■ **TASK STATEMENT**: Take every line from the listing below that includes "with" and copy it.

## START TASK MATERIAL

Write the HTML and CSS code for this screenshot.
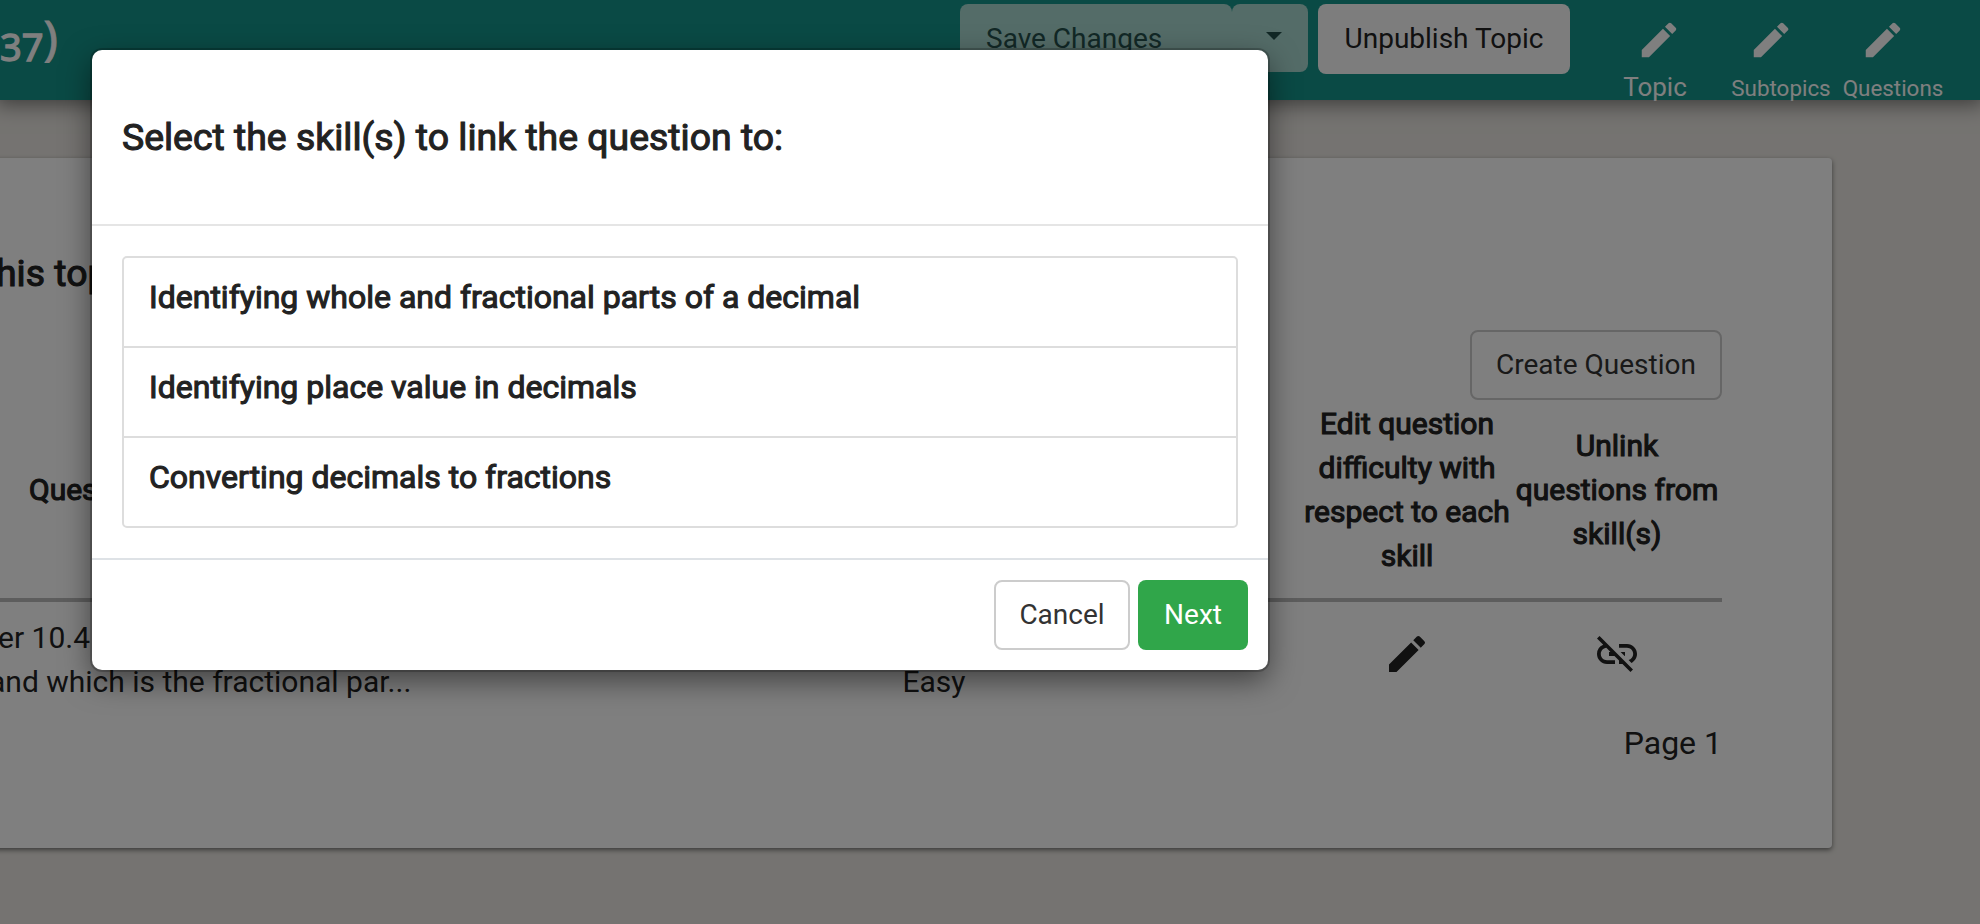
FILE: index.html
```html
<!DOCTYPE html>
<html lang="en">
<head>
<meta charset="utf-8">
<title>Topic editor</title>
<link rel="stylesheet" href="styles.css">
</head>
<body>
<svg class="defs" width="0" height="0">
  <symbol id="edit" viewBox="0 0 24 24"><path d="M3 17.25V21h3.75L17.81 9.94l-3.75-3.75L3 17.25zM20.71 7.04a1 1 0 0 0 0-1.41l-2.34-2.34a1 1 0 0 0-1.41 0l-1.83 1.83 3.75 3.75 1.83-1.83z"/></symbol>
  <symbol id="link-off" viewBox="0 0 24 24"><path d="M17 7h-4v1.9h4c1.71 0 3.1 1.39 3.1 3.1 0 1.43-.98 2.63-2.31 2.98l1.46 1.46C20.88 15.61 22 13.95 22 12c0-2.76-2.24-5-5-5zm-1 4h-2.19l2 2H16v-2zM2 4.27l3.11 3.11A4.991 4.991 0 0 0 2 12c0 2.76 2.24 5 5 5h4v-1.9H7c-1.71 0-3.1-1.39-3.1-3.1 0-1.59 1.21-2.9 2.76-3.07L8.73 11H8v2h2.73L13 15.27V17h1.73l4.01 4L20 19.74 3.27 3 2 4.27z"/></symbol>
</svg>

<header class="navbar">
  <div class="topic-title">37<span class="paren">)</span></div>
  <div class="save-group">
    <button class="btn save">Save Changes</button>
    <button class="btn caret"><i></i></button>
  </div>
  <button class="btn unpublish">Unpublish Topic</button>
  <nav class="tabs">
    <a class="tab topic"><svg><use href="#edit"/></svg><span>Topic</span></a>
    <a class="tab subtopics"><svg><use href="#edit"/></svg><span>Subtopics</span></a>
    <a class="tab questions"><svg><use href="#edit"/></svg><span>Questions</span></a>
  </nav>
</header>

<main class="card">
  <h2 class="card-title bold">his topic</h2>
  <div class="actions"><button class="btn create">Create Question</button></div>
  <div class="row head bold">
    <div class="question-head">Question</div>
    <div></div>
    <div></div>
    <div>Edit question difficulty with respect to each skill</div>
    <div>Unlink questions from skill(s)</div>
  </div>
  <div class="row item">
    <div class="question"><span class="line-one">er 10.4</span><br><span class="line-two">and which is the fractional par...</span></div>
    <div class="level">Easy</div>
    <div class="skill">t</div>
    <div class="icon"><svg><use href="#edit"/></svg></div>
    <div class="icon"><svg><use href="#link-off"/></svg></div>
  </div>
  <div class="pager">Page 1</div>
</main>

<div class="backdrop">
  <section class="modal">
    <header class="modal-header"><h3 class="bold">Select the skill(s) to link the question to:</h3></header>
    <div class="modal-body">
      <ul class="skills bold">
        <li>Identifying whole and fractional parts of a decimal</li>
        <li>Identifying place value in decimals</li>
        <li>Converting decimals to fractions</li>
      </ul>
    </div>
    <footer class="modal-footer">
      <button class="btn cancel">Cancel</button>
      <button class="btn next">Next</button>
    </footer>
  </section>
</div>
</body>
</html>
```

FILE: styles.css
```css
* { box-sizing: border-box; }
body {
  margin: 0;
  height: 924px;
  overflow: hidden;
  background: #eae7e2;
  color: #222;
  font: 30px/44px Roboto, sans-serif;
}
h2, h3, ul { margin: 0; padding: 0; font-weight: 400; list-style: none; }
.bold { -webkit-text-stroke: 1.1px currentColor; }
.defs { position: absolute; }
svg { fill: currentColor; }

.btn {
  display: block;
  margin: 0;
  padding: 0;
  height: 70px;
  border: 0;
  border-radius: 8px;
  font: 28px/66px Roboto, sans-serif;
  text-align: center;
  white-space: nowrap;
}

.navbar {
  position: relative;
  z-index: 1;
  display: flex;
  align-items: flex-start;
  height: 100px;
  padding-top: 4px;
  background: #15948a;
  box-shadow: 0 0 20px 4px rgba(0, 0, 0, 0.5);
}
.topic-title {
  width: 960px;
  color: #fff;
  font: 38px/50px "Noto Sans", sans-serif;
  padding-top: 17px;
  -webkit-text-stroke: 1.3px #fff;
}
.topic-title .paren { position: relative; top: -6px; font-size: 48px; line-height: 0; -webkit-text-stroke-width: 0.8px; }
.save-group { display: flex; width: 348px; margin-right: 10px; }
.save-group .btn { height: 68px; background: #a8d8d0; color: #24504c; }
.btn.save { width: 272px; padding: 1px 0 0 26px; text-align: left; }
.btn.caret { display: flex; width: 76px; padding: 28px 0 0 34px; }
.caret i { border: 8px solid transparent; border-top-color: #24504c; border-bottom: 0; }
.btn.unpublish { width: 252px; background: #fbfbfb; color: #222; }
.tabs { display: flex; margin-left: 33px; color: #fff; }
.tab { display: flex; flex-direction: column; align-items: center; width: 112px; padding-top: 13px; }
.tab svg { width: 46px; height: 46px; }
.tab span { margin-top: 7px; font-size: 22.4px; line-height: 36px; white-space: nowrap; }
.tab.topic span { margin-top: 6px; font-size: 26px; transform: translateX(-4px); }
.tab.subtopics span, .tab.questions span { transform: translateX(10px); }

.card {
  width: 1952px;
  height: 690px;
  margin: 58px 0 0 -120px;
  padding: 93px 110px 0 120px;
  border-radius: 4px;
  background: #fff;
  box-shadow: 0 2px 5px rgba(0, 0, 0, 0.5);
}
.card-title { margin-left: -4px; font-size: 37.4px; white-space: nowrap; }
.actions { display: flex; justify-content: flex-end; margin-top: 35px; }
.btn.create { width: 252px; border: 2px solid #ccc; background: #fff; color: #333; }
.row { display: grid; grid-template-columns: 830px 210px 262px 210px 210px; align-items: center; text-align: center; }
.row > div { white-space: nowrap; }
.head { height: 202px; padding-bottom: 18px; border-bottom: 4px solid #bababa; }
.row.head > div { white-space: normal; }
.row .question-head { padding-left: 29px; text-align: left; }
.item { height: 110px; align-items: start; padding-top: 14px; }
.row .question { text-align: left; }
.line-one { margin-left: -2px; }
.line-two { margin-left: -11px; }
.level { padding: 44px 2px 0 0; }
.row .skill { text-align: left; padding-left: 218px; }
.icon svg { display: block; width: 48px; height: 48px; margin: 14px auto 0; }
.pager { margin-top: 9px; font-size: 32px; text-align: right; }

.backdrop {
  position: absolute;
  z-index: 2;
  inset: 0;
  padding: 50px 0 0 92px;
  background: rgba(0, 0, 0, 0.5);
}
.modal {
  width: 1176px;
  height: 620px;
  border-radius: 10px;
  background: #fff;
  box-shadow: 0 0 0 2px rgba(0, 0, 0, 0.2), 0 10px 30px rgba(0, 0, 0, 0.5);
}
.modal-header { height: 176px; padding: 65px 30px 0; border-bottom: 2px solid #e5e5e5; }
.modal-header h3 { font-size: 37.4px; white-space: nowrap; }
.modal-body { padding: 30px; }
.skills { border: 2px solid #ddd; border-radius: 5px; font-size: 32px; }
.skills li { height: 90px; padding: 17px 25px 0; border-bottom: 2px solid #ddd; }
.skills li:last-child { height: 88px; border-bottom: 0; }
.modal-footer { display: flex; justify-content: flex-end; gap: 8px; padding: 20px; border-top: 2px solid #dee2e6; }
.btn.cancel { width: 136px; border: 2px solid #ccc; background: #fff; color: #333; }
.btn.next { width: 110px; background: #30a64a; color: #fff; }
```
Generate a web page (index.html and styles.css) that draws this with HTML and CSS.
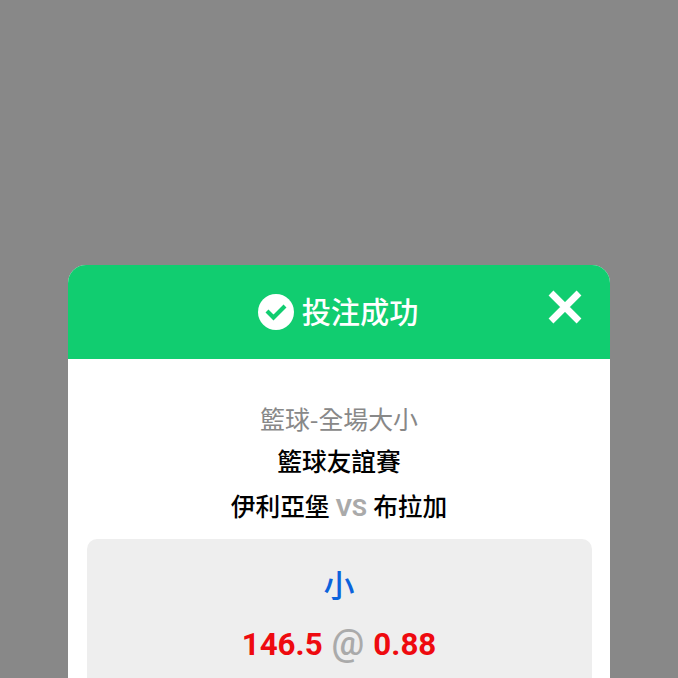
FILE: index.html
```
<!DOCTYPE html>
<html lang="zh-Hant">
<head>
<meta charset="utf-8">
<title>投注成功</title>
<link rel="stylesheet" href="styles.css">
</head>
<body>
<main class="dialog">
<header class="header">
<svg class="check" viewBox="0 0 36 36"><circle cx="18" cy="18" r="18" fill="#fff"/><path d="M9 17l6.5 6.5L27 12" fill="none" stroke="#11cd70" stroke-width="4.2"/></svg>
<h1 class="title">投注成功</h1>
<svg class="close" viewBox="0 0 34 34"><path d="M3 3l28 28M31 3L3 31" stroke="#fff" stroke-width="6.8"/></svg>
</header>
<section class="body">
<p class="market">籃球-全場大小</p>
<p class="league">籃球友誼賽</p>
<p class="teams">伊利亞堡 <span class="vs">VS</span> 布拉加</p>
<div class="bet">
<p class="pick">小</p>
<p class="odds"><span>146.5</span><span class="at">@</span><span>0.88</span></p>
</div>
</section>
</main>
</body>
</html>
```
FILE: styles.css
```
* { box-sizing: border-box; }
body { margin: 0; height: 678px; padding: 265px 68px 0; overflow: hidden; background: #888; font-family: Roboto, "Noto Sans CJK TC", sans-serif; }
p, h1 { margin: 0; }
.dialog { height: 413px; background: #fff; border-radius: 18px 18px 0 0; }
.header { position: relative; display: flex; justify-content: center; gap: 8px; height: 94px; padding: 29px 2px 0 0; background: #11cd70; color: #fff; border-radius: 18px 18px 0 0; }
.check { width: 36px; height: 36px; }
.title { font-size: 29.2px; font-weight: 500; line-height: 39px; }
.close { position: absolute; top: 25px; right: 28px; width: 34px; height: 34px; }
.body { padding: 40px 18px 0; text-align: center; }
.market { font-family: "Noto Sans CJK TC", sans-serif; font-size: 24.9px; line-height: 38px; color: #888; }
.league, .teams { font-size: 24.7px; font-weight: 500; line-height: 43px; color: #000; }
.league { margin-top: 4px; }
.teams { line-height: 47px; }
.vs { color: #aaa; font-weight: 700; }
.bet { height: 150px; margin: 8px 0.5px 0; padding-top: 21px; border-radius: 10px; background: #eee; }
.pick { color: #0b63dc; font-size: 31px; font-weight: 500; line-height: 54px; }
.odds { display: flex; justify-content: center; align-items: baseline; gap: 9px; color: #ee0a0f; font-size: 31.3px; font-weight: 700; line-height: 61px; }
.at { color: #aaa; font-size: 36.5px; font-weight: 500; line-height: 56px; }
```
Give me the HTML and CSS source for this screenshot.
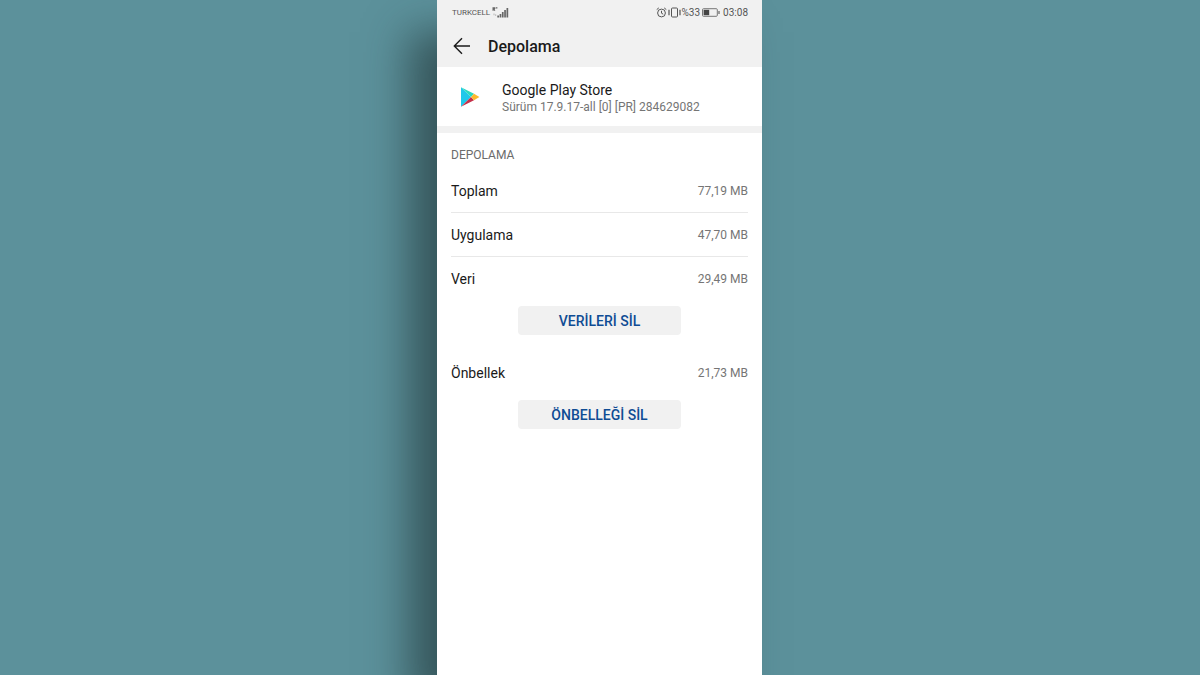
FILE: index.html
```html
<!DOCTYPE html>
<html lang="tr">
<head>
  <meta charset="UTF-8">
  <meta name="viewport" content="width=device-width, initial-scale=1.0">
  <title>Depolama</title>
  <link rel="stylesheet" href="styles.css">
</head>
<body>

  <div class="phone">
    <header class="top">
      <!-- Status bar -->
      <div class="status">
        <div class="status-left">
          <span class="carrier">TURKCELL</span>
          <svg class="signal" width="17" height="11" viewBox="0 0 17 11" fill="#666">
            <path d="M0.5 0.3h2.8v1.6h-.6l.6 1.8H2.1L1.7 2.4v1.3H.5zM3.9 .3h1.5v1.3H3.9z"/>
            <path d="M1.5 6.5h1v1.8h-1zM3.2 7.2h1V9h-1z" opacity=".4"/>
            <path d="M5.3 8.5h1.7v2H5.3zM7.6 7h1.7v3.5H7.6zM9.9 5h1.7v5.5H9.9zM12.2 3h1.7v7.5h-1.7zM14.5 1h1.7v9.5h-1.7z"/>
          </svg>
        </div>
        <div class="status-right">
          <svg width="11" height="11" viewBox="0 0 11 11" fill="none" stroke="#555">
            <circle cx="5.5" cy="6" r="3.9"/>
            <path d="M5.5 3.8v2.4l1.7 1M.7 2.6 2.8.9M10.3 2.6 8.2.9"/>
          </svg>
          <svg width="13" height="11" viewBox="0 0 13 11" fill="none" stroke="#555">
            <rect x="3.5" y="1" width="6" height="9" rx="1"/>
            <path d="M1 2.8v5.4M12 2.8v5.4" stroke-width="1.2"/>
          </svg>
          <span>%33</span>
          <svg class="battery" width="18" height="9" viewBox="0 0 18 9" fill="none" stroke="#777">
            <rect x=".5" y=".7" width="14.8" height="7.6" rx="1"/>
            <path d="M1.6 1.8h5.6v5.4H1.6z" fill="#444" stroke="none"/>
            <path d="M17 3v3" stroke-width="1.4"/>
          </svg>
          <span>03:08</span>
        </div>
      </div>
      <!-- Title bar -->
      <div class="title-bar">
        <button class="back" type="button" aria-label="Geri">
          <svg width="18" height="18" viewBox="0 0 18 18" fill="none" stroke="#1a1a1a" stroke-width="1.4">
            <path d="M17 9H1.5M9 1.2 1.3 9 9 16.8"/>
          </svg>
        </button>
        <h1>Depolama</h1>
      </div>
    </header>

    <section class="app">
      <svg class="app-icon" width="20" height="22" viewBox="0 0 20 22">
        <path d="M1 1.2v19.6L11 11z" fill="#1fc8ea"/>
        <path d="M1 1.2 14 7.8 11 11z" fill="#2bd9c0"/>
        <path d="M1 20.8 14 14.2 11 11z" fill="#c5304a"/>
        <path d="M14 7.8 19.4 11 14 14.2 11 11z" fill="#fbb92c"/>
      </svg>
      <div class="app-info">
        <p class="app-name">Google Play Store</p>
        <p class="app-version">Sürüm 17.9.17-all [0] [PR] 284629082</p>
      </div>
    </section>

    <main class="storage">
      <h2>DEPOLAMA</h2>
      <div class="row line"><span>Toplam</span><span class="size">77,19 MB</span></div>
      <div class="row line"><span>Uygulama</span><span class="size">47,70 MB</span></div>
      <div class="row"><span>Veri</span><span class="size">29,49 MB</span></div>
      <button class="clear" type="button">VERİLERİ SİL</button>
      <div class="row"><span>Önbellek</span><span class="size">21,73 MB</span></div>
      <button class="clear" type="button">ÖNBELLEĞİ SİL</button>
    </main>
  </div>

</body>
</html>
```
FILE: styles.css
```css
* { box-sizing: border-box; }
body { margin: 0; padding-right: 1px; background: #5c919b; font-family: Roboto, Arial, sans-serif; color: #1a1a1a; overflow: hidden; }
h1, h2, p { margin: 0; }
svg { display: block; flex: none; }

.phone { width: 100%; max-width: 325px; min-height: 100vh; margin: 0 auto; background: #fff; box-shadow: -28px 32px 40px rgba(30, 50, 52, 0.62); }

.top { background: #f1f1f1; height: 67px; }
.status { display: flex; justify-content: space-between; height: 25px; padding: 0 14px 0 15px; font-size: 10px; color: #555; }
.status-left, .status-right { display: flex; align-items: center; }
.status-left { gap: 2px; }
.status-right { gap: 1px; }
.carrier { font-size: 8px; }
.battery { margin: 0 2px 0 1px; }

.title-bar { display: flex; align-items: center; height: 42px; padding: 0 16px; }
.back { padding: 0; margin-right: 17px; border: none; background: none; cursor: pointer; }
h1 { padding-top: 2px; font-size: 16px; font-weight: 500; line-height: 22px; }

.app { display: flex; align-items: center; height: 66px; padding: 0 23px; border-bottom: 7px solid #f1f1f1; }
.app-icon { margin-right: 22px; }
.app-info { padding-top: 2px; }
.app-name { font-size: 14px; line-height: 18px; }
.app-version { font-size: 12px; line-height: 16px; color: #757575; }

.storage { padding: 14px 14px 0; }
h2 { height: 22px; font-size: 12px; font-weight: 400; line-height: 16px; color: #6b6b6b; }
.row { display: flex; align-items: center; justify-content: space-between; height: 44px; font-size: 14px; }
.line { border-bottom: 1px solid #e8e8e8; }
.size { font-size: 12px; color: #757575; }
.clear { display: block; width: 55%; height: 29px; margin: 5px auto 16px; padding: 0; border: none; border-radius: 4px; background: #f1f1f1; color: #0f4c94; font-family: inherit; font-size: 14px; font-weight: 500; cursor: pointer; }
```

## END TASK MATERIAL

■ **WRITTEN REPLY**:
    <div>Edit question difficulty with respect to each skill</div>
Generate a web page (index.html and styles.css) that draws this with HTML and CSS.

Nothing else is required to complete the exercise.